Monday, September 21, 2009

The Scar

In continuing with this as my book blog, I just finished "The Scar" by China Mieville.

I give this 3/5. I found the world interesting, made up of a strange mix of legends from our world, and original creations and myths of this one. The setting is a little Industrial Revoution, a little Victorian Horror, but if that era lasted a few hundred years. Magic is a mixture of technology and the arcane. The ambiance is pretty engrossing, weird, dark, and fun.

The plot is dependent on its ability to surprise. And sometimes it succeeds. This is not the first book he's written in this world, so it's possible that he's created deeper characterizations, especially of Bellis, the main character. But without that characterization, the book relies on story twists and world descriptions to keep the reader engaged. There are a couple true emotions and characters to identify with, but they are few and far apart. Luckily, his world descriptions and plot devices are sufficient to entertain.

Thursday, September 3, 2009

Shogun by James Clavell

So, I've decided this will be a book log. I'll write at least a little bit about each book after I read it.

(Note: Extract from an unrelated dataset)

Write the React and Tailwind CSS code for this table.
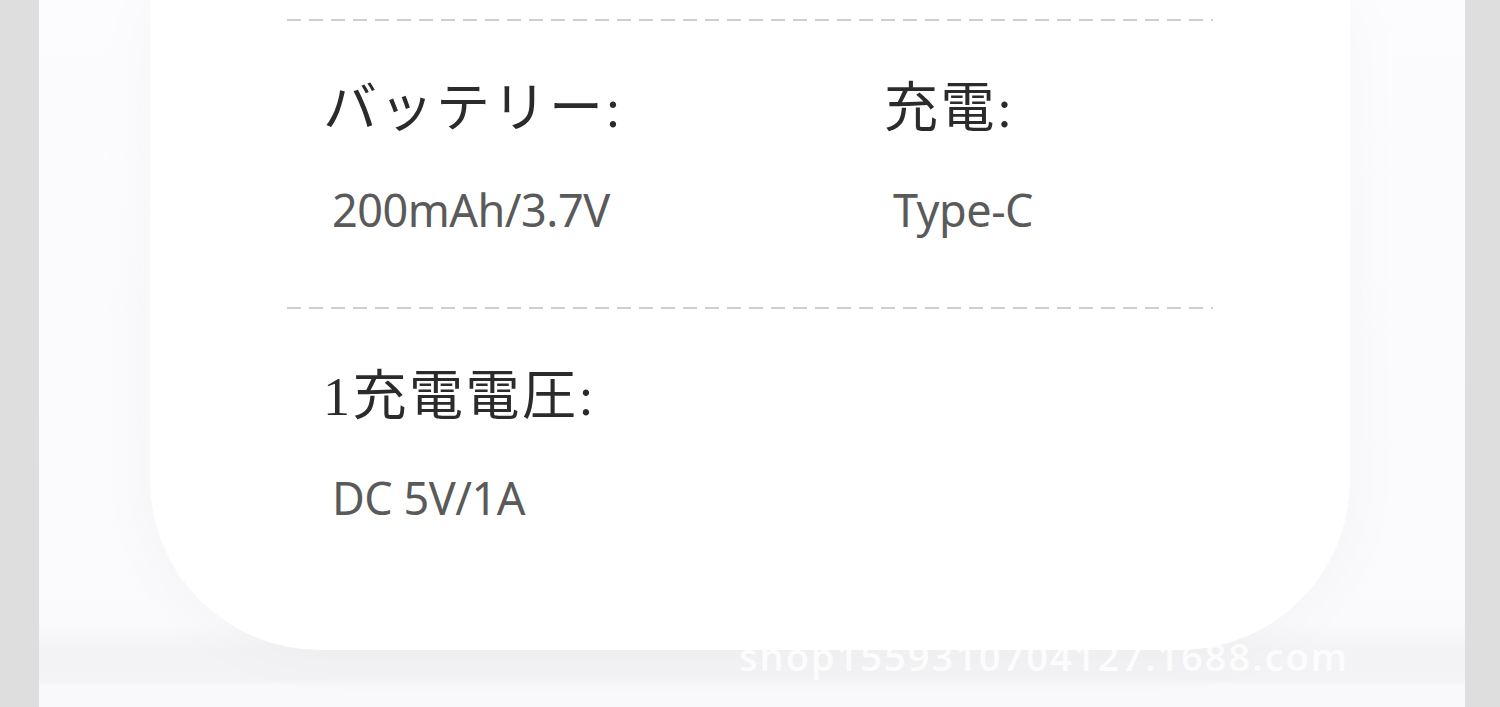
import React from "react";

const specs = [
  [
    { label: "バッテリー:", value: "200mAh/3.7V" },
    { label: "充電:", value: "Type-C" },
  ],
  [{ label: "1充電電圧:", value: "DC 5V/1A" }],
];

const Dashed = ({ className = "" }) => (
  <div
    className={`h-[2px] w-[926px] mx-auto bg-[repeating-linear-gradient(90deg,#cfcfcf_0_14px,transparent_14px_22px)] ${className}`}
  />
);

const SpecRow = ({ items }) => (
  <div className="grid grid-cols-[561px_1fr] pl-[36px] w-[926px] mx-auto">
    {items.map((it) => (
      <div key={it.label}>
        <div className="text-[54px] leading-none text-[#2b2b2b] tracking-[2.5px] font-['Liberation_Serif','Noto_Sans_CJK_JP',serif]">
          {it.label}
        </div>
        <div className="mt-[51px] pl-[9px] text-[45px] leading-none text-[#5a5a5a] font-['Noto_Sans','Noto_Sans_CJK_JP',sans-serif] tracking-[-0.5px]">
          {it.value}
        </div>
      </div>
    ))}
  </div>
);

export default function App() {
  return (
    <div className="w-[1500px] h-[707px] flex bg-[#dedede] overflow-hidden">
      <div className="w-[39px] shrink-0" />
      <div className="relative flex-1 bg-[linear-gradient(180deg,#fcfbfd_0%,#faf9fb_88%,#f3f2f4_92%,#f3f2f4_96%,#f9f8fa_97%)]">
        <div className="mx-[111px] mr-[115px] h-[650px] bg-white rounded-b-[170px] shadow-[0_0_70px_rgba(0,0,0,0.03)]">
          <div className="pt-[19px]">
            <Dashed />
          </div>
          <div className="pt-[61px]">
            <SpecRow items={specs[0]} />
          </div>
          <Dashed className="mt-[75px]" />
          <div className="pt-[61px]">
            <SpecRow items={specs[1]} />
          </div>
        </div>
        <div className="absolute left-[700px] top-[637px] text-[38px] leading-none text-white/80 tracking-[2px] font-['Open_Sans',sans-serif] font-semibold">
          shop1559310704127.1688.com
        </div>
      </div>
      <div className="w-[35px] shrink-0" />
    </div>
  );
}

Shogun is a historical novel about medieval Japan. The author uses a western character, an English Captain, or Pilot, to introduce us to the foreign culture and politics. At first, we see the Japanese as the Pilot does, an opaque, two-dimensional culture focused on violence and control. Gradually, he comes to see through the cultural barrier, and becomes a pawn in a very large game of chess, with warlords aiming to gain control of the empire as Shoguns.

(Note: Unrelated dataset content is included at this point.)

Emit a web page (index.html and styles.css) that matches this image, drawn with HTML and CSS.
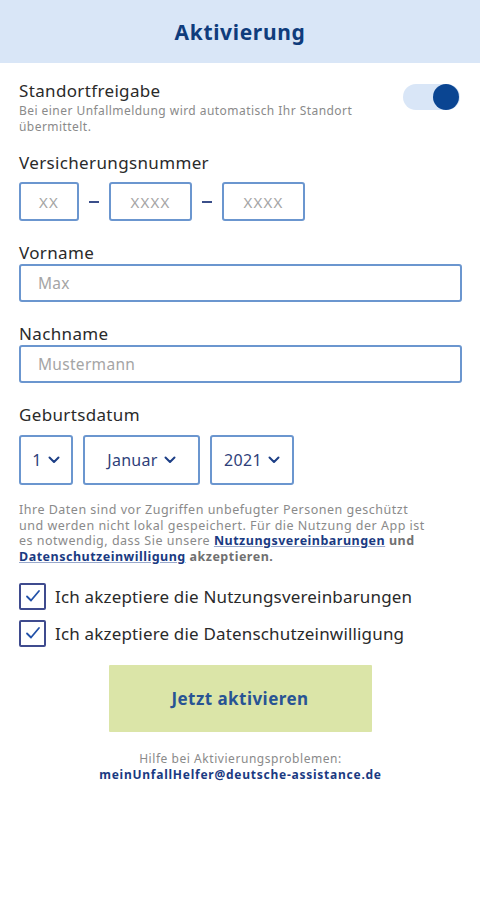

I enjoyed the book. It began with a sea voyage, which I have found myself strangely drawn to recently, but then leaves the sea behind. The plans and gambits are interesting, and seem very Japanese, hinging on duty, honor, and garnering the admiration of the middle-level samurai by outplaying the opposition. Duty and honor are not black and white romantic notions, but sometimes merely the faces put on the gambits, not what you usually find in a samurai novel, and are probably much more realistic.

Very long, and I would have read it much quicker if it hadn't been for work acting up recently.